— Begin —
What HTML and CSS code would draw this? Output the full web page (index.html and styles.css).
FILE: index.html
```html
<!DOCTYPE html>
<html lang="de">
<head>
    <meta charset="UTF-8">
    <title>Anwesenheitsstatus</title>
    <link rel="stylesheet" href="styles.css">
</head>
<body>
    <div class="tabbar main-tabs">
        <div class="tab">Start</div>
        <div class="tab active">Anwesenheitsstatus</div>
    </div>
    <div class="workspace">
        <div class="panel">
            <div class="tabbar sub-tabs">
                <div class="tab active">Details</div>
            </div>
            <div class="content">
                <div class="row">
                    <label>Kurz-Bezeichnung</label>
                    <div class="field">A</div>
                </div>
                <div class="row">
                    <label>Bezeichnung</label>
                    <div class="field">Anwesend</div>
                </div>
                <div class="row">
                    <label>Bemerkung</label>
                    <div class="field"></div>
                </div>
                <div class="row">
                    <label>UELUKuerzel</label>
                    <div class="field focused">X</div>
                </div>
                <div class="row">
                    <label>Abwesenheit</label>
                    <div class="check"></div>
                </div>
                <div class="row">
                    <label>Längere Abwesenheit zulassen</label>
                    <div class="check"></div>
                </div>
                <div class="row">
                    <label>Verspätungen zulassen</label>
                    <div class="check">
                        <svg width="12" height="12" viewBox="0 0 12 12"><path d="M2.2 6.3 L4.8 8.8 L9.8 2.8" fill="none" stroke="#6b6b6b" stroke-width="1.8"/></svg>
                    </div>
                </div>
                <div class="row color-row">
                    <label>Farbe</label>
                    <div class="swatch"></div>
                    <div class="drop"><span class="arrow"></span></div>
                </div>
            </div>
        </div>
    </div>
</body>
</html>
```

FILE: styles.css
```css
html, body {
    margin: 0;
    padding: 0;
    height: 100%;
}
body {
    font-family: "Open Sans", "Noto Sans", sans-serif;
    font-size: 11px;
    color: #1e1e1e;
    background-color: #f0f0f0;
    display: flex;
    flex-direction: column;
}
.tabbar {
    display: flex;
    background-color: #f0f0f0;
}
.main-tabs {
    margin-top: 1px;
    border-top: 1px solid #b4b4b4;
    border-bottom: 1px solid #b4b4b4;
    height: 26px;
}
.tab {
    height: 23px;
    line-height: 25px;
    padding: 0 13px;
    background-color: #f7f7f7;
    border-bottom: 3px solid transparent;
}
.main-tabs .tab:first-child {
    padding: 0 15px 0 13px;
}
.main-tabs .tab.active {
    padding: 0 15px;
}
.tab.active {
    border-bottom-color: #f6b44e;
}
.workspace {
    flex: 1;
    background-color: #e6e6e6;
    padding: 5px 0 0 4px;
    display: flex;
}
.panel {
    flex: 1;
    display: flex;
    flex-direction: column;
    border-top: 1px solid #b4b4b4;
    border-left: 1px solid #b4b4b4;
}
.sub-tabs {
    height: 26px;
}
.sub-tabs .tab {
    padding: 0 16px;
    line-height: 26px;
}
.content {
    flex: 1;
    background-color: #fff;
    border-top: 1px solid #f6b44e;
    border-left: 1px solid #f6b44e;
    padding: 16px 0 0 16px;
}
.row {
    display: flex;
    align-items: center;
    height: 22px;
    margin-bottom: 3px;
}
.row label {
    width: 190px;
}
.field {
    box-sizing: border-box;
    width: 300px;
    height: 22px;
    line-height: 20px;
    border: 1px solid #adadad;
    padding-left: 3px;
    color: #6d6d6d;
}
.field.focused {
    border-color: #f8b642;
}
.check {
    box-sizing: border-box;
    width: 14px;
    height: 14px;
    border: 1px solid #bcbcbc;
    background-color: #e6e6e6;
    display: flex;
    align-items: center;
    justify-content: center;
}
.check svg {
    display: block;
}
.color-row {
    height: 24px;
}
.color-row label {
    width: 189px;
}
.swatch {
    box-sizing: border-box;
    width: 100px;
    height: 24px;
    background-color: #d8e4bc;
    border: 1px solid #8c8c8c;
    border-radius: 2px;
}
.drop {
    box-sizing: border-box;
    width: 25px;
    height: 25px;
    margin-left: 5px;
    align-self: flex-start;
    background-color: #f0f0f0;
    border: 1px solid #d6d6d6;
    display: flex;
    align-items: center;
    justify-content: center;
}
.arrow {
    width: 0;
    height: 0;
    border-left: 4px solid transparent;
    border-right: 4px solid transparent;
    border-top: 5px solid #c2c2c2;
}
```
— End —
To do
Retype the listing. Match it exactly.

Expected output
What HTML and CSS code would draw this? Output the full web page (index.html and styles.css).
FILE: index.html
```html
<!DOCTYPE html>
<html lang="de">
<head>
    <meta charset="UTF-8">
    <title>Anwesenheitsstatus</title>
    <link rel="stylesheet" href="styles.css">
</head>
<body>
    <div class="tabbar main-tabs">
        <div class="tab">Start</div>
        <div class="tab active">Anwesenheitsstatus</div>
    </div>
    <div class="workspace">
        <div class="panel">
            <div class="tabbar sub-tabs">
                <div class="tab active">Details</div>
            </div>
            <div class="content">
                <div class="row">
                    <label>Kurz-Bezeichnung</label>
                    <div class="field">A</div>
                </div>
                <div class="row">
                    <label>Bezeichnung</label>
                    <div class="field">Anwesend</div>
                </div>
                <div class="row">
                    <label>Bemerkung</label>
                    <div class="field"></div>
                </div>
                <div class="row">
                    <label>UELUKuerzel</label>
                    <div class="field focused">X</div>
                </div>
                <div class="row">
                    <label>Abwesenheit</label>
                    <div class="check"></div>
                </div>
                <div class="row">
                    <label>Längere Abwesenheit zulassen</label>
                    <div class="check"></div>
                </div>
                <div class="row">
                    <label>Verspätungen zulassen</label>
                    <div class="check">
                        <svg width="12" height="12" viewBox="0 0 12 12"><path d="M2.2 6.3 L4.8 8.8 L9.8 2.8" fill="none" stroke="#6b6b6b" stroke-width="1.8"/></svg>
                    </div>
                </div>
                <div class="row color-row">
                    <label>Farbe</label>
                    <div class="swatch"></div>
                    <div class="drop"><span class="arrow"></span></div>
                </div>
            </div>
        </div>
    </div>
</body>
</html>
```

FILE: styles.css
```css
html, body {
    margin: 0;
    padding: 0;
    height: 100%;
}
body {
    font-family: "Open Sans", "Noto Sans", sans-serif;
    font-size: 11px;
    color: #1e1e1e;
    background-color: #f0f0f0;
    display: flex;
    flex-direction: column;
}
.tabbar {
    display: flex;
    background-color: #f0f0f0;
}
.main-tabs {
    margin-top: 1px;
    border-top: 1px solid #b4b4b4;
    border-bottom: 1px solid #b4b4b4;
    height: 26px;
}
.tab {
    height: 23px;
    line-height: 25px;
    padding: 0 13px;
    background-color: #f7f7f7;
    border-bottom: 3px solid transparent;
}
.main-tabs .tab:first-child {
    padding: 0 15px 0 13px;
}
.main-tabs .tab.active {
    padding: 0 15px;
}
.tab.active {
    border-bottom-color: #f6b44e;
}
.workspace {
    flex: 1;
    background-color: #e6e6e6;
    padding: 5px 0 0 4px;
    display: flex;
}
.panel {
    flex: 1;
    display: flex;
    flex-direction: column;
    border-top: 1px solid #b4b4b4;
    border-left: 1px solid #b4b4b4;
}
.sub-tabs {
    height: 26px;
}
.sub-tabs .tab {
    padding: 0 16px;
    line-height: 26px;
}
.content {
    flex: 1;
    background-color: #fff;
    border-top: 1px solid #f6b44e;
    border-left: 1px solid #f6b44e;
    padding: 16px 0 0 16px;
}
.row {
    display: flex;
    align-items: center;
    height: 22px;
    margin-bottom: 3px;
}
.row label {
    width: 190px;
}
.field {
    box-sizing: border-box;
    width: 300px;
    height: 22px;
    line-height: 20px;
    border: 1px solid #adadad;
    padding-left: 3px;
    color: #6d6d6d;
}
.field.focused {
    border-color: #f8b642;
}
.check {
    box-sizing: border-box;
    width: 14px;
    height: 14px;
    border: 1px solid #bcbcbc;
    background-color: #e6e6e6;
    display: flex;
    align-items: center;
    justify-content: center;
}
.check svg {
    display: block;
}
.color-row {
    height: 24px;
}
.color-row label {
    width: 189px;
}
.swatch {
    box-sizing: border-box;
    width: 100px;
    height: 24px;
    background-color: #d8e4bc;
    border: 1px solid #8c8c8c;
    border-radius: 2px;
}
.drop {
    box-sizing: border-box;
    width: 25px;
    height: 25px;
    margin-left: 5px;
    align-self: flex-start;
    background-color: #f0f0f0;
    border: 1px solid #d6d6d6;
    display: flex;
    align-items: center;
    justify-content: center;
}
.arrow {
    width: 0;
    height: 0;
    border-left: 4px solid transparent;
    border-right: 4px solid transparent;
    border-top: 5px solid #c2c2c2;
}
```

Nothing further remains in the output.